**Information supplied**
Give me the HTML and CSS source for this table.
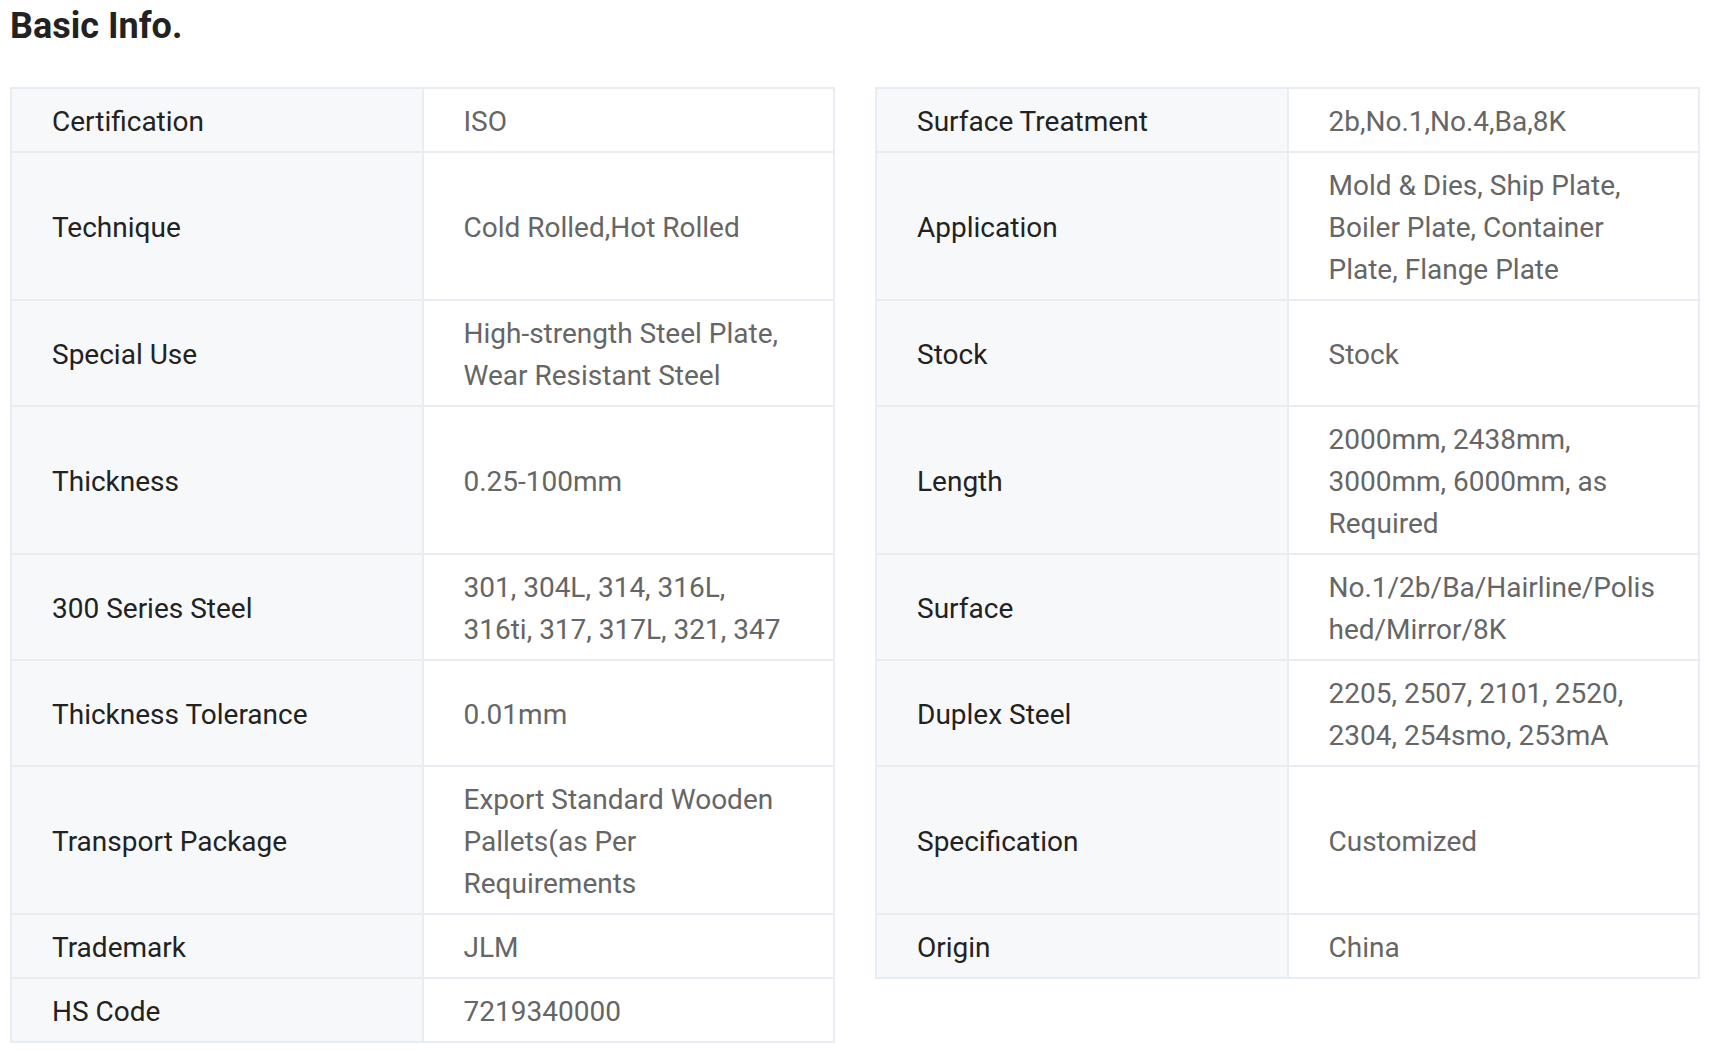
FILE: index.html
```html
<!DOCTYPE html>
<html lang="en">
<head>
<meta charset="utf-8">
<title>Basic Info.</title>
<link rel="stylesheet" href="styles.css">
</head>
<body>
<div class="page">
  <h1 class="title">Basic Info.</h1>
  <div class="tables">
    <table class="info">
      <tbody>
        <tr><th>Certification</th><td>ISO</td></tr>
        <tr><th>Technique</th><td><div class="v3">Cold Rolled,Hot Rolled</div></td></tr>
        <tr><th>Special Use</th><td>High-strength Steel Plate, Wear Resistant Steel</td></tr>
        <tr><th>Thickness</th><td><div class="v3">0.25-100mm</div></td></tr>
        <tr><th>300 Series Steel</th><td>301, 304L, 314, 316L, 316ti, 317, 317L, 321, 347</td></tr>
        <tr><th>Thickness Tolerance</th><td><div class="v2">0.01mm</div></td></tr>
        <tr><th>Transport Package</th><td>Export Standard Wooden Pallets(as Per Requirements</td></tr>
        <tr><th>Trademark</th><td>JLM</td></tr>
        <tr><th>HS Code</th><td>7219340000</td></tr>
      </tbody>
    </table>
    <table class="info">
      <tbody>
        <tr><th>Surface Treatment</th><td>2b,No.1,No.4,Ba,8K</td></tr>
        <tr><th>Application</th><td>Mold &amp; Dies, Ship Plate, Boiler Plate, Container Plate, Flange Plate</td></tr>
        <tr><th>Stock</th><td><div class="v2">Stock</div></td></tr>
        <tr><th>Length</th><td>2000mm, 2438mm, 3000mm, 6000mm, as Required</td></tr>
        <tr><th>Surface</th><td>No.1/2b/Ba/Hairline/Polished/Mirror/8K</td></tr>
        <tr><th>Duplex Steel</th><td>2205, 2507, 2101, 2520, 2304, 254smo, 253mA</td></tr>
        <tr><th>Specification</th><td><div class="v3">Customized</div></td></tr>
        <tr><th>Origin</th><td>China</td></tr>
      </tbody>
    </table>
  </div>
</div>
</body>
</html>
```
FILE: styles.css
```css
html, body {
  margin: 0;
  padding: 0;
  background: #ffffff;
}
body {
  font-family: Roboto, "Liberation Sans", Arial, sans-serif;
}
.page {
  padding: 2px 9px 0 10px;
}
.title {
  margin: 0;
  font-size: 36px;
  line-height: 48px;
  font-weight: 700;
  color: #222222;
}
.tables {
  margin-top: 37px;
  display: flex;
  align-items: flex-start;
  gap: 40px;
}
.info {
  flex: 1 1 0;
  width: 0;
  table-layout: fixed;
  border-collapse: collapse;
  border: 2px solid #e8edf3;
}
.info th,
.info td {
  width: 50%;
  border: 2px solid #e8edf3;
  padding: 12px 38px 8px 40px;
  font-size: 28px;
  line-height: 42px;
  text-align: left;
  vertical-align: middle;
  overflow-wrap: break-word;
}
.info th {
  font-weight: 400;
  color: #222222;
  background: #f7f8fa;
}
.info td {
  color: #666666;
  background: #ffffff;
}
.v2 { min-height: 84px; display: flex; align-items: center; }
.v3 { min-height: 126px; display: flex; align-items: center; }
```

**Written instruction**
Omit pictures; set down the rest of the material word for word.

**Exercise result**
Give me the HTML and CSS source for this table.
FILE: index.html
```html
<!DOCTYPE html>
<html lang="en">
<head>
<meta charset="utf-8">
<title>Basic Info.</title>
<link rel="stylesheet" href="styles.css">
</head>
<body>
<div class="page">
  <h1 class="title">Basic Info.</h1>
  <div class="tables">
    <table class="info">
      <tbody>
        <tr><th>Certification</th><td>ISO</td></tr>
        <tr><th>Technique</th><td><div class="v3">Cold Rolled,Hot Rolled</div></td></tr>
        <tr><th>Special Use</th><td>High-strength Steel Plate, Wear Resistant Steel</td></tr>
        <tr><th>Thickness</th><td><div class="v3">0.25-100mm</div></td></tr>
        <tr><th>300 Series Steel</th><td>301, 304L, 314, 316L, 316ti, 317, 317L, 321, 347</td></tr>
        <tr><th>Thickness Tolerance</th><td><div class="v2">0.01mm</div></td></tr>
        <tr><th>Transport Package</th><td>Export Standard Wooden Pallets(as Per Requirements</td></tr>
        <tr><th>Trademark</th><td>JLM</td></tr>
        <tr><th>HS Code</th><td>7219340000</td></tr>
      </tbody>
    </table>
    <table class="info">
      <tbody>
        <tr><th>Surface Treatment</th><td>2b,No.1,No.4,Ba,8K</td></tr>
        <tr><th>Application</th><td>Mold &amp; Dies, Ship Plate, Boiler Plate, Container Plate, Flange Plate</td></tr>
        <tr><th>Stock</th><td><div class="v2">Stock</div></td></tr>
        <tr><th>Length</th><td>2000mm, 2438mm, 3000mm, 6000mm, as Required</td></tr>
        <tr><th>Surface</th><td>No.1/2b/Ba/Hairline/Polished/Mirror/8K</td></tr>
        <tr><th>Duplex Steel</th><td>2205, 2507, 2101, 2520, 2304, 254smo, 253mA</td></tr>
        <tr><th>Specification</th><td><div class="v3">Customized</div></td></tr>
        <tr><th>Origin</th><td>China</td></tr>
      </tbody>
    </table>
  </div>
</div>
</body>
</html>
```
FILE: styles.css
```css
html, body {
  margin: 0;
  padding: 0;
  background: #ffffff;
}
body {
  font-family: Roboto, "Liberation Sans", Arial, sans-serif;
}
.page {
  padding: 2px 9px 0 10px;
}
.title {
  margin: 0;
  font-size: 36px;
  line-height: 48px;
  font-weight: 700;
  color: #222222;
}
.tables {
  margin-top: 37px;
  display: flex;
  align-items: flex-start;
  gap: 40px;
}
.info {
  flex: 1 1 0;
  width: 0;
  table-layout: fixed;
  border-collapse: collapse;
  border: 2px solid #e8edf3;
}
.info th,
.info td {
  width: 50%;
  border: 2px solid #e8edf3;
  padding: 12px 38px 8px 40px;
  font-size: 28px;
  line-height: 42px;
  text-align: left;
  vertical-align: middle;
  overflow-wrap: break-word;
}
.info th {
  font-weight: 400;
  color: #222222;
  background: #f7f8fa;
}
.info td {
  color: #666666;
  background: #ffffff;
}
.v2 { min-height: 84px; display: flex; align-items: center; }
.v3 { min-height: 126px; display: flex; align-items: center; }
```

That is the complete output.